How to Use Concrete in
a Traditional Kitchen 

by Fu-Tung Cheng

Concrete’s use in kitchens and
bathrooms may still be considered relatively “modern” design-wise
by the standard homeowner. But while concrete can be used to create a modern
or minimal look, it’s also perfectly adaptable to a more traditional setting
– where it was so extensively used in the first place.

Concrete can act as a substitute
for more traditional materials. Rather than just using concrete to
explicitly re-create something from the past, you can also combine it with
other elements to suggest a timeless quality. In my work, I always strive to
strike a balance between innovation and emotion, between spare contemporary
and warm traditional. Adding mosaic tile along the front edge of a concrete
surface, inlaying bits of tile along a backsplash, or even embedding a
fossil in a countertop all connect us to the past.

A California cottage we
renovated recently moved from “traditional” to
“transitional”. A large concrete curved wall/counter boldly
separates the living room from the kitchen. Meanwhile, a stainless steel
integral sink countertop straddles one wall- yet, by inlaying glass tiles
into the backsplash and inserting a traditional plate holder in the
cabinetry, enough balance is achieved to avoid a conflict of styles.

Let’s take a turn-of-century
“Craftsman” style kitchen for a hypothetical example. The cabinets
would most likely be frame-and-panel with flush inlay doorframes. There
would be wood wainscoting in the dining area and perhaps tile around a
single porcelain sink.
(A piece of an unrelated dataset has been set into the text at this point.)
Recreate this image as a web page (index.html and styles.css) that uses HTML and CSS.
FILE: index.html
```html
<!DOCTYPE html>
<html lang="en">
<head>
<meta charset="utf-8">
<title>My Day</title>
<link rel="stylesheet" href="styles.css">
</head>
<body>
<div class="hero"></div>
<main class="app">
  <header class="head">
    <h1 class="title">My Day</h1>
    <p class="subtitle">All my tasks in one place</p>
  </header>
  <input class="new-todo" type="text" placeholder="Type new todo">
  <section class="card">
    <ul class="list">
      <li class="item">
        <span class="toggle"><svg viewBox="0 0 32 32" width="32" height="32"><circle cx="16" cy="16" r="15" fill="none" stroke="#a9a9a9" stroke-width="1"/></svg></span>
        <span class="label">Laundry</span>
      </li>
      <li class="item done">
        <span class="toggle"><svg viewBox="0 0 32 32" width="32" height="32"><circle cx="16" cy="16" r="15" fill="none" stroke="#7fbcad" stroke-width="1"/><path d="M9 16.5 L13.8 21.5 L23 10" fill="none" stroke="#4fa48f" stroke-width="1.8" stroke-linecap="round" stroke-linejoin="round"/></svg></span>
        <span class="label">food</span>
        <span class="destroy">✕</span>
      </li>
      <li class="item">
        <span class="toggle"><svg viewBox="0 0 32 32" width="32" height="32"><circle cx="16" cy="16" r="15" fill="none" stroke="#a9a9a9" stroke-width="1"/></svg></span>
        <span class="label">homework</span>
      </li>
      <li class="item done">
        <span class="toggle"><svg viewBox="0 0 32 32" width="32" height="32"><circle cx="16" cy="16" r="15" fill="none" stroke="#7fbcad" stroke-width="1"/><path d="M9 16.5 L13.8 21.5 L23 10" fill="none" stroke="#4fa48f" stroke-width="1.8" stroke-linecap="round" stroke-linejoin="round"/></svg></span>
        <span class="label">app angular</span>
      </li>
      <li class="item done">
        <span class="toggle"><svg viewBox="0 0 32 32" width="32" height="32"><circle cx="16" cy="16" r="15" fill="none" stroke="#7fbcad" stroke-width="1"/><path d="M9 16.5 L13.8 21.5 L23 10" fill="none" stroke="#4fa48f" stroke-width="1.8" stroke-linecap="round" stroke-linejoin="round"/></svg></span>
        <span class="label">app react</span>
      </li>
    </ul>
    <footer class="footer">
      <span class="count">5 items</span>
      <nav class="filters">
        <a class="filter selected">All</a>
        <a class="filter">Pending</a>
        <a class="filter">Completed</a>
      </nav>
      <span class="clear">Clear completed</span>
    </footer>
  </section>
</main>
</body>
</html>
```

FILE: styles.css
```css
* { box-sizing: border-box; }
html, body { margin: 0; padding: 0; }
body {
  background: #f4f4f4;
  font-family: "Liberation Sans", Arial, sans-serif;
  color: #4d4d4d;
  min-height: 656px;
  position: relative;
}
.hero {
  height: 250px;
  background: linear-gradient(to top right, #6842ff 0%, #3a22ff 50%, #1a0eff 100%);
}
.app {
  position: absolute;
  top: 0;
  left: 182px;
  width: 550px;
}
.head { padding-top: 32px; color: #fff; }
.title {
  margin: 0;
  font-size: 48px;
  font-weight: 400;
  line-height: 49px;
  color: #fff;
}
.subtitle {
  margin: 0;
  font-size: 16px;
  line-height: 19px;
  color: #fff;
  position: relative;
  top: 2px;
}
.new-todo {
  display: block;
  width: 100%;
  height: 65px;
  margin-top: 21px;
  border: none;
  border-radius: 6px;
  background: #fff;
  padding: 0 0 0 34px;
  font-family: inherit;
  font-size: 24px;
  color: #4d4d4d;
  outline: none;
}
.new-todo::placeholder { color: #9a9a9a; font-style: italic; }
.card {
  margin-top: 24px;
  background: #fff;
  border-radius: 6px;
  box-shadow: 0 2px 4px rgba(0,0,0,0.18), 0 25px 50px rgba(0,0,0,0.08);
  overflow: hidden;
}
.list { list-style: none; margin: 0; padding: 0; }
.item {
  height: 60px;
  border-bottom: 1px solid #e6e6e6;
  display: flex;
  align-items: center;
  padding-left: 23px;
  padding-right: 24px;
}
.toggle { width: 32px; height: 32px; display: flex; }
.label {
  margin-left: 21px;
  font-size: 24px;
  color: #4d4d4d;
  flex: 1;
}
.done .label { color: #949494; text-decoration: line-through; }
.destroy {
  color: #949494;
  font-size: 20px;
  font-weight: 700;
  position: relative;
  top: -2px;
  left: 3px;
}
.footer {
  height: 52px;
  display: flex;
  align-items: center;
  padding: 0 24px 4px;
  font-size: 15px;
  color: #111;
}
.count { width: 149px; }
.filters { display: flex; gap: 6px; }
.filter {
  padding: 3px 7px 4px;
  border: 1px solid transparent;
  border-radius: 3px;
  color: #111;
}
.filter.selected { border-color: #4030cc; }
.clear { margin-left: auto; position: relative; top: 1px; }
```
The lighting fixtures might have bevelled glass or
echoes of Tiffany lamps.

What concrete application
would be appropriate in this situation? 

I would look into one or
more of the following ideas in combination:

Choose an earth tone color
or natural gray. No bright colors.

Keep the front face, or
thickness, of the countertop at a minimum of 2- 1/2″ up to 5″.

Inset “panels” into the front face of
the countertop to reflect the cabinet doors.

decorative concrete finish

Courtesy of Cheng Design

These panels
would be no deeper than 3/8″ and would measure approximately 1/3″
to the height of the front face, or recess the appropriately sized or
proportioned ceramic tiles with some embossing on them into the face of the
countertop or into a cast backsplash. Allow the recess to be at least
1/4″ in depth.

Mosaic tiles in groups of four
separated by 1/8″-1/4″ spacing could be placed on the countertop
surface as inlaid “trivets” next to the stove burners. (In the
mold, they would be placed face down on the bottom of the form.) Line the
drain board into the sink with tile or marble.

concrete with mosaic design inlaid

Courtesy of Cheng Design

Now I wouldn’t want to use all
of the above accents – just enough to carry a complementary flavor to the
Craftsman look and feel. The concrete itself is earthy enough to carry that
load.

It’s up to you as a homeowner or designer to add the touch that
personalizes and enhances the piece. In some cases, for instance, the
overwrought “traditional English manor” kitchen, usually full of
elaborate detailing, can use a touch of restraint – the
concrete
kitchen countertop

with a simple ogee edge detail and a complementary white porcelain farm sink
might just be perfect.

As they say, it’s all in the details.